O meio ambiente é formado, dentro de uma visão simplificada, pelo solo, água e ar. Estes meios interagem sinergicamente entre si, significando que o resíduo descartado no solo, por exemplo, mais dia menos dia irá contaminar as reservas de água e o ar. Assim como, a decomposição dos resíduos descartados nos rios, originando substâncias tóxicas, pode atingir outros locais distantes da fonte poluidora, ampliando assim os danos da contaminação para o meio ambiente.
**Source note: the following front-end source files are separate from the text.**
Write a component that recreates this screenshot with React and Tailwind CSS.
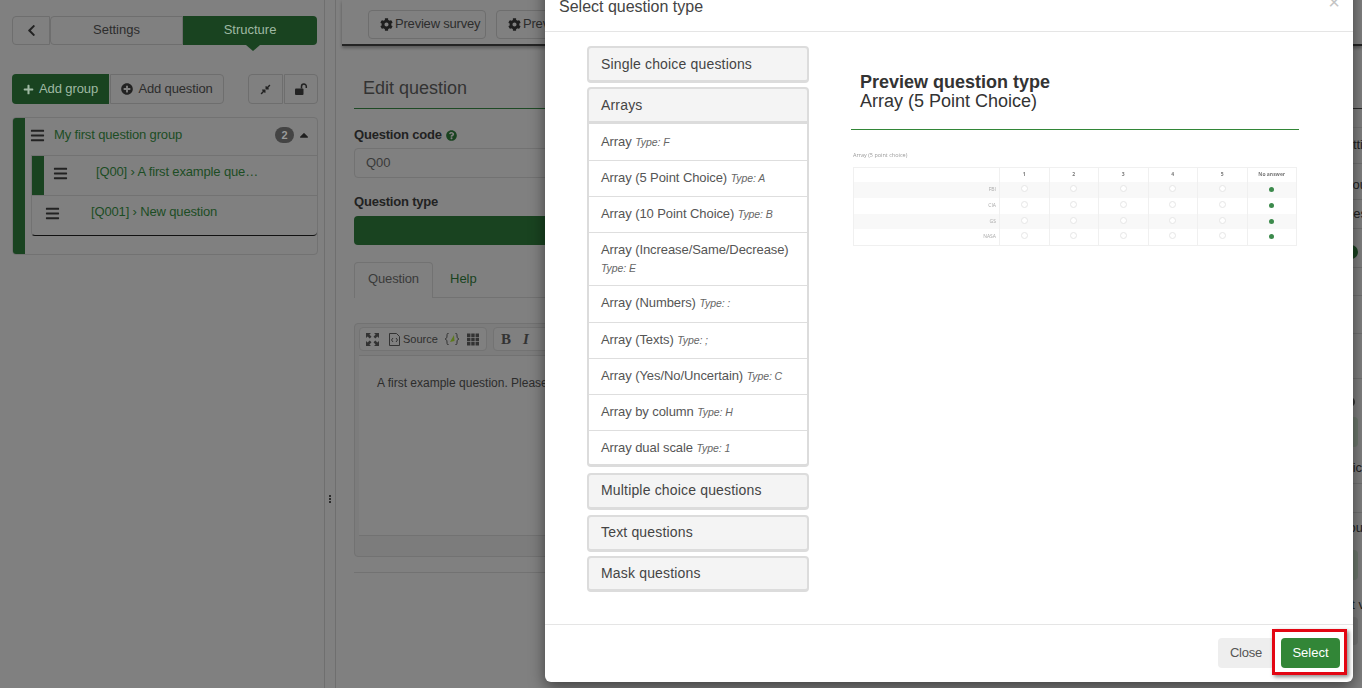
import React from "react";
import { FaBars, FaPlus, FaPlusCircle, FaCog, FaChevronLeft, FaCompressAlt, FaQuestionCircle, FaCaretUp } from "react-icons/fa";

const arrayItems = [
  ["Array", "F", "h-[37px] pt-[9px]"],
  ["Array (5 Point Choice)", "A", "h-9 pt-[8px]"],
  ["Array (10 Point Choice)", "B", "h-9 pt-[8px]"],
  ["Array (Increase/Same/Decrease)", "E", "h-[53px] pt-[8px]"],
  ["Array (Numbers)", ":", "h-[37px] pt-[8px]"],
  ["Array (Texts)", ";", "h-9 pt-[8px]"],
  ["Array (Yes/No/Uncertain)", "C", "h-9 pt-[8px]"],
  ["Array by column", "H", "h-9 pt-[8px]"],
  ["Array dual scale", "1", "h-9 pt-[8px]"],
];

function GroupHead({ children, mt = "mt-1", h = "h-[37px]", open }) {
  return (
    <div className={`${mt} ${h} ${open ? "rounded-t" : "rounded"} flex items-center border-x-2 border-t-2 border-b-[3px] border-[#dcdcdc] bg-[#f4f4f4] pl-3 text-[14px] tracking-[0.17px] text-[#444]`}>
      {children}
    </div>
  );
}

function PreviewTable() {
  const cols = ["1", "2", "3", "4", "5", "No answer"];
  const rows = ["FBI", "CIA", "GS", "NASA"];
  return (
    <div className="ml-[2px] mt-[21px] w-[444px] text-[#999] blur-[0.3px]" style={{ fontFamily: '"Open Sans", sans-serif' }}>
      <div className="text-[5.5px] leading-[8px]">Array (5 point choice)</div>
      <div className="mt-[8px] border border-[#f0f0f0]">
        <div className="flex h-[14px] items-center">
          <div className="h-full w-[146px] border-r border-[#f0f0f0]" />
          {cols.map((c) => (
            <div key={c} className="flex h-full flex-1 items-center justify-center border-r border-[#f0f0f0] text-[5px] font-bold text-[#777] last:border-r-0">{c}</div>
          ))}
        </div>
        {rows.map((r, i) => (
          <div key={r} className={`flex h-[15.75px] items-center ${i % 2 === 0 ? "bg-[#f8f8f8]" : "bg-white"}`}>
            <div className="flex h-full w-[146px] items-center justify-end border-r border-[#f0f0f0] pr-[3px] text-[5px] text-[#aaa]">{r}</div>
            {cols.map((c, j) => (
              <div key={c} className="flex h-full flex-1 items-start justify-center border-r border-[#f0f0f0] pt-[3px] last:border-r-0">
                {j === 5 ? (
                  <span className="mt-[2px] h-[5px] w-[5px] rounded-full bg-[#3c8a4c]" />
                ) : (
                  <span className="h-[7px] w-[7px] rounded-full border border-[#e6e6e6] bg-white" />
                )}
              </div>
            ))}
          </div>
        ))}
      </div>
    </div>
  );
}

function Dialog() {
  return (
    <div className="absolute left-[545px] top-[-24px] flex h-[706px] w-[808px] flex-col rounded-md bg-white shadow-[0_5px_15px_rgba(0,0,0,0.5)]">
      <div className="flex h-[56px] shrink-0 items-start justify-between border-b border-[#e5e5e5] pl-[14px] pr-[13px] pt-[21px]">
        <div className="text-[16px] leading-5 text-[#444]">Select question type</div>
        <div className="mt-[-5px] text-[20px] leading-5 text-[#c4c4c4]">×</div>
      </div>
      <div className="flex flex-1">
        <div className="ml-[42px] mt-[14px] w-[222px]">
          <GroupHead mt="mt-0">Single choice questions</GroupHead>
          <GroupHead open>Arrays</GroupHead>
          <div className="h-[343px] rounded-b border-x-2 border-b-[3px] border-[#dcdcdc] bg-white">
            {arrayItems.map(([name, type, h]) => (
              <div key={name} className={`${h} border-b border-[#dedede] px-3 text-[13px] leading-[18px] tracking-[-0.08px] text-[#555] last:border-b-0`}>
                {name} <span className="text-[10.5px] italic text-[#666]">Type: {type}</span>
              </div>
            ))}
          </div>
          <GroupHead mt="mt-[6px]" h="h-[37px] pb-px">Multiple choice questions</GroupHead>
          <GroupHead mt="mt-[5px]" h="h-[37px] pb-px">Text questions</GroupHead>
          <GroupHead mt="mt-[4px]" h="h-[36px]">Mask questions</GroupHead>
        </div>
        <div className="ml-[42px] w-[448px] pt-[41px]">
          <div className="pl-[9px] text-[18px] leading-[19px] text-[#333]">
            <div className="font-bold">Preview question type</div>
            <div>Array (5 Point Choice)</div>
          </div>
          <div className="mt-[18px] h-px bg-[#328637]" />
          <PreviewTable />
        </div>
      </div>
      <div className="relative flex h-[58px] shrink-0 items-start justify-end gap-[7px] border-t border-[#e5e5e5] pr-[13px] pt-[13px]">
        <button className="h-[30px] w-[56px] rounded bg-[#eeeeee] text-[13px] tracking-[-0.2px] text-[#555]">Close</button>
        <button className="h-[30px] w-[59px] rounded bg-[#328637] text-[13px] font-medium text-white">Select</button>
        <div className="absolute left-[727px] top-[4px] h-[46px] w-[75px] border-[3px] border-[#e30613] shadow-[2px_2px_4px_rgba(0,0,0,0.45)]" />
      </div>
    </div>
  );
}

function Sidebar() {
  return (
    <aside className="h-full w-[325px] shrink-0 border-r border-[#6f6f6f] pl-3 pr-[6px] pt-4 text-[13px]">
      <div className="flex h-[29px] w-[305px]">
        <button className="flex w-[38px] items-center justify-center rounded-l border border-[#6e6e6e] text-[#222]"><FaChevronLeft className="text-[13px]" /></button>
        <button className="w-[133px] rounded-l border border-[#6e6e6e] pb-px text-[#2d2d2d]">Settings</button>
        <div className="relative flex-1 rounded-r bg-[#194320] text-center leading-[27px] text-[#9fb9a3]">
          Structure
          <span className="absolute left-[63px] top-[29px] h-0 w-0 border-x-[7px] border-t-[6px] border-x-transparent border-t-[#194320]" />
        </div>
      </div>
      <div className="mt-[29px] flex h-[30px] w-[306px]">
        <button className="flex w-[97px] items-center justify-center gap-[5px] rounded-l bg-[#194320] tracking-[-0.1px] text-[#9fb9a3]"><FaPlus className="text-[11px]" />Add group</button>
        <button className="ml-px flex w-[114px] items-center justify-center gap-[5px] rounded-r border border-[#6e6e6e] tracking-[-0.15px] text-[#2d2d2d]"><FaPlusCircle className="text-[12px] text-[#222]" />Add question</button>
        <button className="ml-[24px] flex w-[35px] items-center justify-center rounded-l border border-[#6e6e6e] text-[#222]"><FaCompressAlt className="text-[11px]" /></button>
        <button className="ml-px flex w-[34px] items-center justify-center rounded-r border border-[#6e6e6e] text-[#222]">
          <svg width="13" height="13" viewBox="0 0 13 13"><rect x="0" y="5.5" width="8.5" height="6.5" rx="1" fill="#222" /><path d="M6.5 5.5V3.4a2.4 2.4 0 0 1 4.8 0V5" fill="none" stroke="#222" strokeWidth="1.5" /></svg>
        </button>
      </div>
      <div className="mt-[13px] flex h-[138px] w-[306px] overflow-hidden rounded border border-[#727272]">
        <div className="w-3 shrink-0 bg-[#194320]" />
        <div className="flex-1 tracking-[-0.15px] text-[#1c4d24]">
          <div className="flex h-[37px] items-center pb-[3px] pl-[5px] pr-[6px]">
            <FaBars className="text-[15px] text-[#222]" />
            <span className="ml-[9px] flex-1">My first question group</span>
            <span className="flex h-[16px] w-[19px] items-center justify-center rounded-full bg-[#444] text-[11px] font-bold text-[#9a9a9a]">2</span>
            <FaCaretUp className="ml-[3px] text-[14px] text-[#1f1f1f]" />
          </div>
          <div className="ml-[6px] h-[81px] rounded-b border border-r-0 border-x-[#727272] border-t-[#727272] border-b-[#111]">
            <div className="flex h-[40px] border-b border-[#727272]">
              <div className="w-3 bg-[#194320]" />
              <FaBars className="ml-[9px] mt-[10px] text-[15px] text-[#222]" />
              <span className="ml-[28px] mt-[6px]">[Q00] › A first example que…</span>
            </div>
            <div className="flex h-[40px]">
              <FaBars className="ml-[13px] mt-[10px] text-[15px] text-[#222]" />
              <span className="ml-[31px] mt-[6px]">[Q001] › New question</span>
            </div>
          </div>
        </div>
      </div>
    </aside>
  );
}

function Editor() {
  return (
    <div className="mt-[25px] h-[234px] rounded border border-[#727272] bg-[#7c7c7c]">
      <div className="flex h-[31px] items-start pl-[4px] pt-[3px] text-[11px] text-[#2e2e2e]">
        <div className="flex h-[24px] w-[128px] items-center rounded-sm border border-[#737373] bg-[#808080] pl-[6px]">
          <svg width="13" height="13" viewBox="0 0 13 13" className="fill-[#333]"><path d="M0 0h5L3.4 1.6 5.5 3.7 3.7 5.5 1.6 3.4 0 5zM13 0v5l-1.6-1.6-2.1 2.1-1.8-1.8 2.1-2.1L8 0zM0 13V8l1.6 1.6 2.1-2.1 1.8 1.8-2.1 2.1L5 13zM13 13H8l1.6-1.6-2.1-2.1 1.8-1.8 2.1 2.1L13 8z" /></svg>
          <svg width="11" height="13" viewBox="0 0 11 13" className="ml-[10px] fill-none stroke-[#333]"><path d="M.5.5h7l3 3v9H.5zM4 5 2.5 7 4 9M7 5l1.5 2L7 9" /></svg>
          <span className="ml-[3px]">Source</span>
          <svg width="14" height="12" viewBox="0 0 14 12" className="ml-[7px]"><path d="M4 0C2 0 2 1 2 3s-1 3-2 3c1 0 2 1 2 3s0 3 2 3M10 0c2 0 2 1 2 3s1 3 2 3c-1 0-2 1-2 3s0 3-2 3" fill="none" stroke="#333" /><path d="M5 9 9 2l.5 6z" fill="#5d7a1c" /></svg>
          <svg width="12" height="13" viewBox="0 0 13 13" className="ml-[8px] fill-[#333]"><path d="M0 0h3.7v3.7H0zM4.6 0h3.7v3.7H4.6zM9.3 0H13v3.7H9.3zM0 4.6h3.7v3.7H0zM4.6 4.6h3.7v3.7H4.6zM9.3 4.6H13v3.7H9.3zM0 9.3h3.7V13H0zM4.6 9.3h3.7V13H4.6zM9.3 9.3H13V13H9.3z" /></svg>
        </div>
        <div className="ml-[6px] flex h-[24px] w-[100px] items-center gap-[12px] rounded-sm border border-[#737373] bg-[#808080] pl-[7px] text-[15px] font-bold text-[#333]" style={{ fontFamily: '"Liberation Serif", serif' }}>
          <span>B</span><span className="italic">I</span>
        </div>
      </div>
      <div className="ml-[4px] h-[181px] border-y border-[#727272] bg-[#808080] pl-[18px] pt-[19px] text-[12px] leading-4 text-[#2c2c2c] whitespace-nowrap">A first example question. Please answer this question:</div>
    </div>
  );
}

function Main() {
  return (
    <main className="h-full flex-1 overflow-hidden pl-[6px]">
      <div className="flex h-[46px] items-start gap-[10px] border-b-[2px] border-[#242424] pl-[26px] pt-[10px] text-[13px] tracking-[-0.2px] text-[#2d2d2d] shadow-[0_2px_3px_rgba(0,0,0,0.3)]">
        <button className="flex h-[29px] w-[118px] items-center gap-[2px] rounded-sm border border-[#6e6e6e] pb-px pl-[11px]"><FaCog className="text-[13px] text-[#1f1f1f]" />Preview survey</button>
        <button className="flex h-[29px] w-[118px] items-center gap-[2px] rounded-sm border border-[#6e6e6e] pb-px pl-[11px]"><FaCog className="text-[13px] text-[#1f1f1f]" />Preview group</button>
      </div>
      <div className="flex">
        <div className="ml-[12px] w-[950px] shrink-0">
          <div className="mt-[24px] h-[39px] border-b border-[#1e4a25] pl-[9px] text-[18px] leading-9 text-[#333]">Edit question</div>
          <div className="mt-[17px] flex items-center gap-1 text-[13px] font-bold leading-[18px] tracking-[-0.2px] text-[#222]">Question code <FaQuestionCircle className="text-[11px] text-[#194320]" /></div>
          <div className="mt-[4px] h-[30px] rounded border border-[#727272] pl-[11px] text-[13px] leading-[28px] text-[#3a3a3a]">Q00</div>
          <div className="mt-[15px] text-[13px] font-bold leading-[18px] tracking-[-0.2px] text-[#222]">Question type</div>
          <div className="mt-[5px] h-[29px] rounded bg-[#194320]" />
          <div className="mt-[17px] flex h-[36px] border-b border-[#727272] text-[13px]">
            <div className="h-[36px] w-[79px] rounded-t border border-b-0 border-[#727272] bg-[#808080] text-center leading-[31px] tracking-[-0.15px] text-[#3a3a3a]">Question</div>
            <div className="ml-[17px] leading-[33px] text-[#194320]">Help</div>
          </div>
          <Editor />
          <div className="mt-[15px] h-px bg-[#727272]" />
        </div>
        <RightPeek />
      </div>
    </main>
  );
}

function RightPeek() {
  return (
    <div className="ml-[27px] w-[40px] shrink-0 whitespace-nowrap text-[13px] leading-4 text-[#222]">
      <div className="h-[63px] border-b border-[#2a2a2a]" />
      <div className="h-[19px] border-b border-[#757575]" />
      <div className="h-[36px] border-b border-[#727272] pl-[6px] pt-[9px]">Settings</div>
      <div className="h-[36px] border-b border-[#727272] pl-[7px] pt-[13px]">Group</div>
      <div className="h-[29px] border-b border-[#727272] pl-[5px] pt-[6px]">Question</div>
      <div className="h-[39px] border-b border-[#727272] pl-[13px] pt-[16px]"><div className="h-[14px] w-[14px] rounded-full bg-[#194320]" /></div>
      <div className="h-[28px] border-b border-[#727272]" />
      <div className="h-[38px] border-b border-[#727272]" />
      <div className="h-[45px] border-b border-[#727272]" />
      <div className="h-[105px] border-b border-[#727272] pt-[18px]">
        <div className="ml-[14px] h-[10px] w-[10px] rounded-full bg-[#333]" />
        <div className="mt-[10px] h-[30px] w-[27px] rounded bg-[#6f7a6f]" />
        <div className="mt-[13px]">Logic</div>
      </div>
      <div className="h-[29px] border-b border-[#727272]" />
      <div className="pl-[3px] pt-[7px]">Group</div>
      <div className="mt-[14px] h-[30px] w-[27px] rounded bg-[#6f7a6f]" />
      <div className="mt-[17px]">Text v</div>
      <div className="mt-[4px] h-[28px] w-[27px] rounded bg-[#757575]" />
    </div>
  );
}

export default function App() {
  return (
    <div className="relative flex h-[688px] w-[1362px] overflow-hidden bg-[#808080]" style={{ fontFamily: '"Liberation Sans", Arial, sans-serif' }}>
      <Sidebar />
      <div className="relative w-[11px] shrink-0 border-r border-[#6f6f6f]">
        <div className="absolute left-[4px] top-[495px] flex flex-col gap-px">
          <span className="h-[2px] w-[2px] rounded-full bg-[#111]" />
          <span className="h-[2px] w-[2px] rounded-full bg-[#111]" />
          <span className="h-[2px] w-[2px] rounded-full bg-[#111]" />
        </div>
      </div>
      <Main />
      <Dialog />
    </div>
  );
}
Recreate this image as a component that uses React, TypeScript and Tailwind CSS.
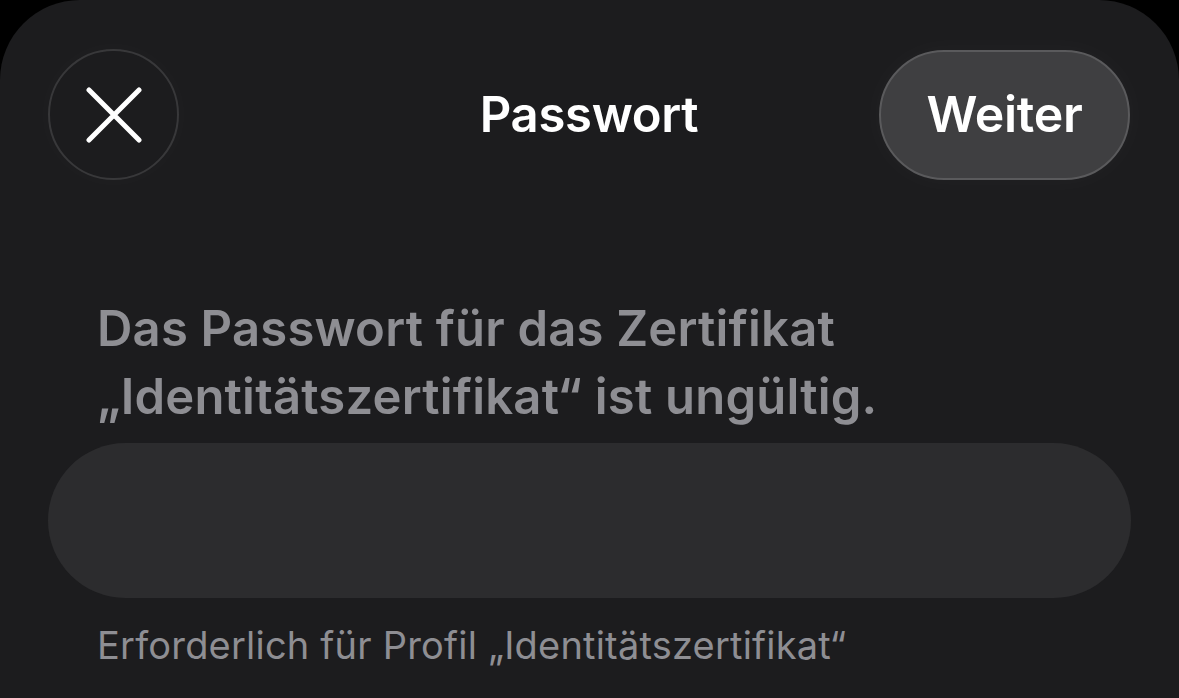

A relação do homem com o meio ambiente, baseada no indesejável tripé do descomprometimento, inesgotabilidade e irresponsabilidade, poderá consumar as previsões mais catastróficas quanto a escassez dos recursos naturais, sobretudo da água, inviabilizando dentro de poucos anos, a vida na Terra. Portanto, é fundamental a substituição por uma visão fundamentada nos princípios da sustentabilidade, racionalização e responsabilidade, dentro da qual, somos parte integrante do meio ambiente e, responsáveis pela proteção e pela elevação da qualidade de vida no Planeta.
1 Consumo Sustentável quer dizer saber usar os recursos naturais para satisfazer as nossas necessidades, sem comprometer as necessidades e aspirações das gerações futuras.